Elementary school is an easy, picture-perfect friendship. It was easy to go up to someone, ask ‘do you wanna play catch?’ and then become best friends forever. If only friendships were still that simple.
Many students are often surrounded by friends– but the harsh reality of loneliness floods underneath the struggle of trying to feel connected to others. Friendships can be one of the most challenging things in high school. The common struggle for many teenagers is keeping and maintaining those friendships as a whole. Not everyone struggles in the same way.
There are many different points in time during high school where friendships thrive, while other times, there is a lack of belonging or connection that someone might long for. It is important to understand it from different perspectives. Everyone has different types of friendships, whether it is a few close friends or a whole group of people they might know from a sport or other extracurricular. These groups of people can be considered as “cliques.”
“(It is) very difficult if you aren’t a part of those groups to make friends because you’re not spending that time with people, or you can’t connect to them through that,” Riley Johnson, a senior at GBHS, said.
At other times, it might be hard to strengthen any type of friendship you have if there is peer pressure involved. The weight of those expectations can affect the mental well being of a student.
“I think peer pressure affects friendships (because sometimes) you’re friends with some people, and then (you realize) ‘Oh, don’t be friends with them,’” Tessa Gardin, a sophomore at GBHS, said.
When someone is telling a person to do one thing but then another tells them to do something else, it only makes it more difficult for the person being told those things.
“If I had friends peer pressure me to break standards or boundaries or just to do things I don’t want to do…I would pull away from that friend group or that friendship,” Johnson said about her own experience of being peer pressured.
Healthy relationships are supposed to be two sided. If one person is putting in all the effort while the other is not, it is hard to keep that friendship going. Communication is a huge part of those relationships.
“A healthy friendship is more respectful and communicative,” Johnson said. “I feel like, if I can communicate my honest feelings with you and even talk to you about behavior that I don’t like, I feel like that’s a big indicator of a healthy friendship.”

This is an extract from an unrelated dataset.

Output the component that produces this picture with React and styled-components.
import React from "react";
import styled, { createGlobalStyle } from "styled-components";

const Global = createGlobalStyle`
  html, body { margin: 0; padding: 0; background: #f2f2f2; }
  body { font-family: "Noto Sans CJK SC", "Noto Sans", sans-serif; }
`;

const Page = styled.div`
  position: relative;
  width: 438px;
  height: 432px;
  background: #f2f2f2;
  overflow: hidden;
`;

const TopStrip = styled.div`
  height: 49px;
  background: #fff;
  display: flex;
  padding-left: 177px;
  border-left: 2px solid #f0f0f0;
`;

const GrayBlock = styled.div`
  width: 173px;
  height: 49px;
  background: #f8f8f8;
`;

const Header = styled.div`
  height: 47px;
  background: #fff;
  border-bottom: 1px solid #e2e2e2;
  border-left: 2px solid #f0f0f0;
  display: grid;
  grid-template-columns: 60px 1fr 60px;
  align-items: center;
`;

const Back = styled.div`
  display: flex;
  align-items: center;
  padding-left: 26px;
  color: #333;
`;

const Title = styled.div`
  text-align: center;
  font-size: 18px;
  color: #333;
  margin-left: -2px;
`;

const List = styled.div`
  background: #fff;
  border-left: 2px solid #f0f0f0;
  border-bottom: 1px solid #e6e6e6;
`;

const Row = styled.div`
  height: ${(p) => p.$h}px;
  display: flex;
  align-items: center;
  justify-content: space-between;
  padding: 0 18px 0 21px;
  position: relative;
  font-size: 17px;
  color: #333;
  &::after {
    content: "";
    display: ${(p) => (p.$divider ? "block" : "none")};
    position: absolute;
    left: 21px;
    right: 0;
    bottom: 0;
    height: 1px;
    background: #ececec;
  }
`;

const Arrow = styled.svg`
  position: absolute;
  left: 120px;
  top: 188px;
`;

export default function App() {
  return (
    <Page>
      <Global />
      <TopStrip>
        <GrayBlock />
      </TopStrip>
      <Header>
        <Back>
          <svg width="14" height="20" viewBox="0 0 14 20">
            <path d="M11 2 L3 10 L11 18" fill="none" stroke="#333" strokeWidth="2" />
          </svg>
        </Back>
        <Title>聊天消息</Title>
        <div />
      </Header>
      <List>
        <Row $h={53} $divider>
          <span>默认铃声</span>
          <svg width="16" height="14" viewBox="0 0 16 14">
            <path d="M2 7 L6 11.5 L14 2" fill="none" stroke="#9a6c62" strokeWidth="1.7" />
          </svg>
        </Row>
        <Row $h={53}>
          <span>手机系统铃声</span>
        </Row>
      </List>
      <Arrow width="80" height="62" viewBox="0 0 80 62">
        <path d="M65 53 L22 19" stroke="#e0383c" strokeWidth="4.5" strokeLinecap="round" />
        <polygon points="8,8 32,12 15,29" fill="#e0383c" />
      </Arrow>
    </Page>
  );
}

That is why trying to create friendships in teenage years can be overly complicated when compared to elementary school relationships. One is harder and more effort has to be put in to maintain the friendship, and the other is simpler with less complications because of how young someone is.
“We all want to hang out with people who have similar interests to us, and so maybe that can sometimes prevent people from… going out and…making friends with people who aren’t exactly like you or…don’t do the same things as you,”Zoey Wheeler, a sophomore at GBHS, said.
Most students miss out on the opportunity because they might assume that one person might not have the same interests as them or are too different from them. They will never know if they do not attempt to reach out and make that connection. They are scared to make the connection with that person.
Trying to talk to friends over text or call is another way of connecting with people instead of one on one in person, but there is a lack of connection because of the phone.
“On screens or like over text, it can be difficult to read emotions and context clues and stuff …to maintain real strong relationships,” Wheeler said.
Social media is a possible factor to the difficulties of friendships nowadays. Since everyone is on the internet, watching and searching for what they want, those expectations of perfection might make that person feel like they need to change themselves.
“I think it’s harder to form real friends because there’s so much stigma around social media and being perfect and just trying to be that aesthetic, most amazing person on there, and your friends might not see you as their real person,” Gardin said.
There are so many expectations and pressures in high school. And on top of that, dealing with friendships that can be harder than they have to be because of the immaturity of others. Even more so, trying to find the people who are for you is the most important thing to look for.
“(Do) not change yourself, because…I’ve seen so many times, especially in high school, people think that they need to change themselves and become something different in order to make friends,” Wheeler said, “But that’s simply not true, because at some point through your life, you’re gonna find people who like (you) and who like you for you.”